08.06.2017

Fahren nach Cannabiskonsum ist regelmäßig mindestens fahrlässige Ordnungswidrigkeit

Erlaubter Rückschluss auf eine fahrlässige Verkehrsordnungswidrigkeit bei einer den analytischen Grenzwert von 1 ng/ml erreichenden THC-Konzentration im Blut

Bundesgerichtshof, Beschluss vom 14.2.2017 – 4 StR 422/15
 

In der Rechtsprechung besteht bereits länger weitestgehend Einigkeit, dass derjenige, der in zeitlicher Nähe zu einer Fahrt mit dem Kraftfahrzeug Cannabis konsumiert hat, fahrlässig einen Sorgfaltspflichtverstoß bezüglich des Fahrens unter Einwirkung berauschender Mittel begeht, wenn eine Konzentration des Cannabis-Wirkstoffes Tetrahydrocannabinol (THC) ab 1,0 ng/ml (sogenannter analytischer Grenzwert) im Blut des Betroffenen festgestellt wird. Dies gilt auch ohne dass der Betroffene sich dabei bewusst macht, dass das Rauschmittel noch nicht unter diesen analytischen Grenzwert von 1,0 ng/ml abgebaut ist.

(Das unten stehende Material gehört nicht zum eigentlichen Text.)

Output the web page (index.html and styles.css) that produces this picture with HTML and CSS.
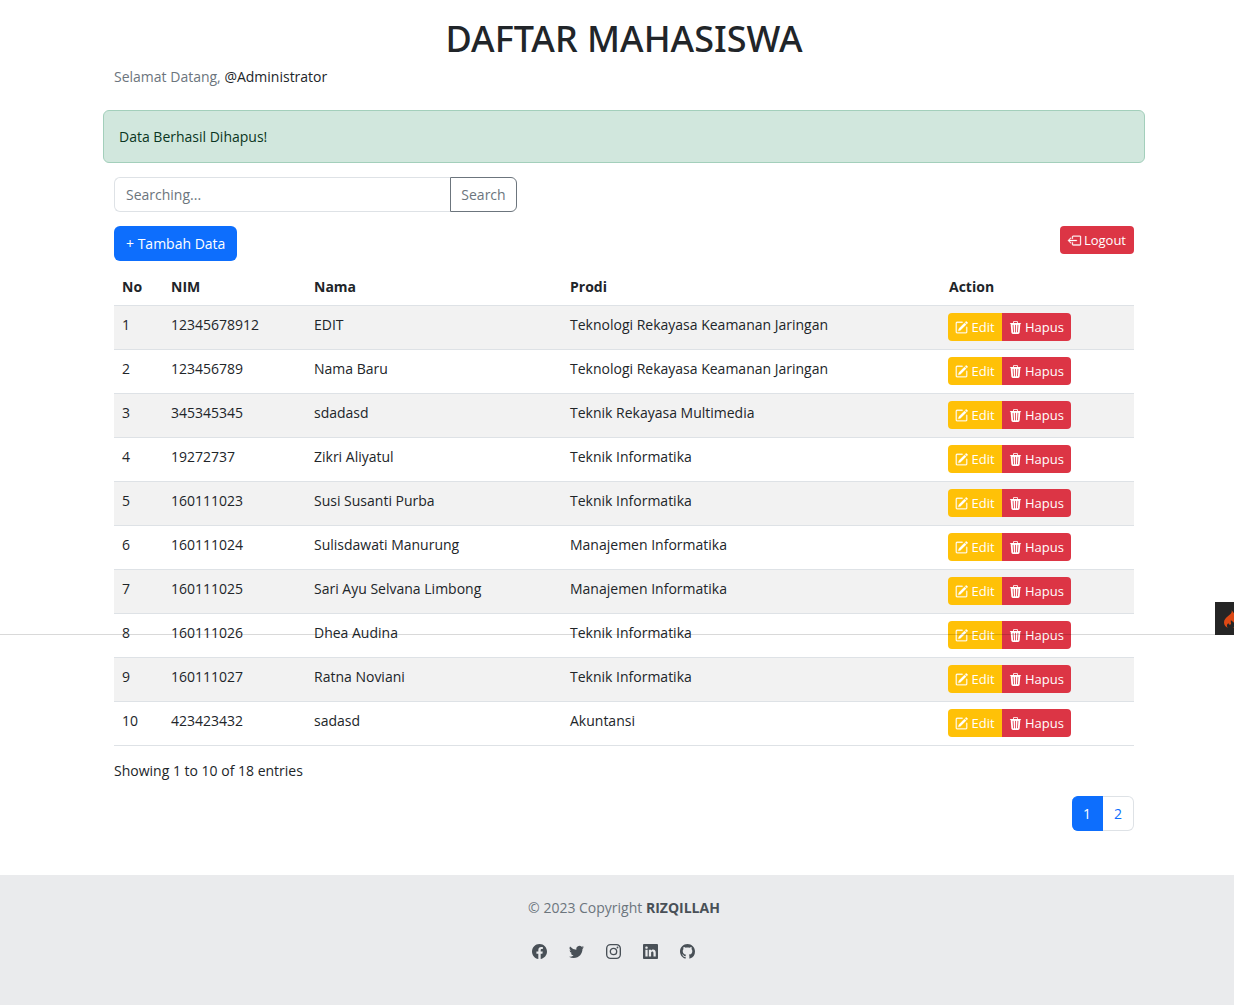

Unterschiedlich wurde dies jedoch von verschiedenen Oberlandesgerichten dann beantwortet, wenn der Zeitpunkt des Cannabiskonsums nicht in zeitlicher Nähe zum Fahrtantritt lag, aufgrund verschiedener Einflussfaktoren, die den Abbau von THC verzögerten, jedoch der analytische Grenzwert von 1,0 ng/ml noch nicht unterschritten wurde. Während ein Teil der Oberlandesgerichte auch in diesen Fällen ausschließlich an die festgestellte THC-Konzentration im Blut anknüpfte und die wenigstens fahrlässige Tatbegehung bejahte, verlangten andere Oberlandesgerichte in Fällen, in denen der Cannabiskonsum bereits etwas längere Zeit zurücklag weitere Beweisanzeichen zu Lasten des Betroffenen, bevor aus der THC-Konzentration im Blut auf eine wenigstens fahrlässige Fahrt unter Rauschmitteleinfluss geschlossen werden dürfe.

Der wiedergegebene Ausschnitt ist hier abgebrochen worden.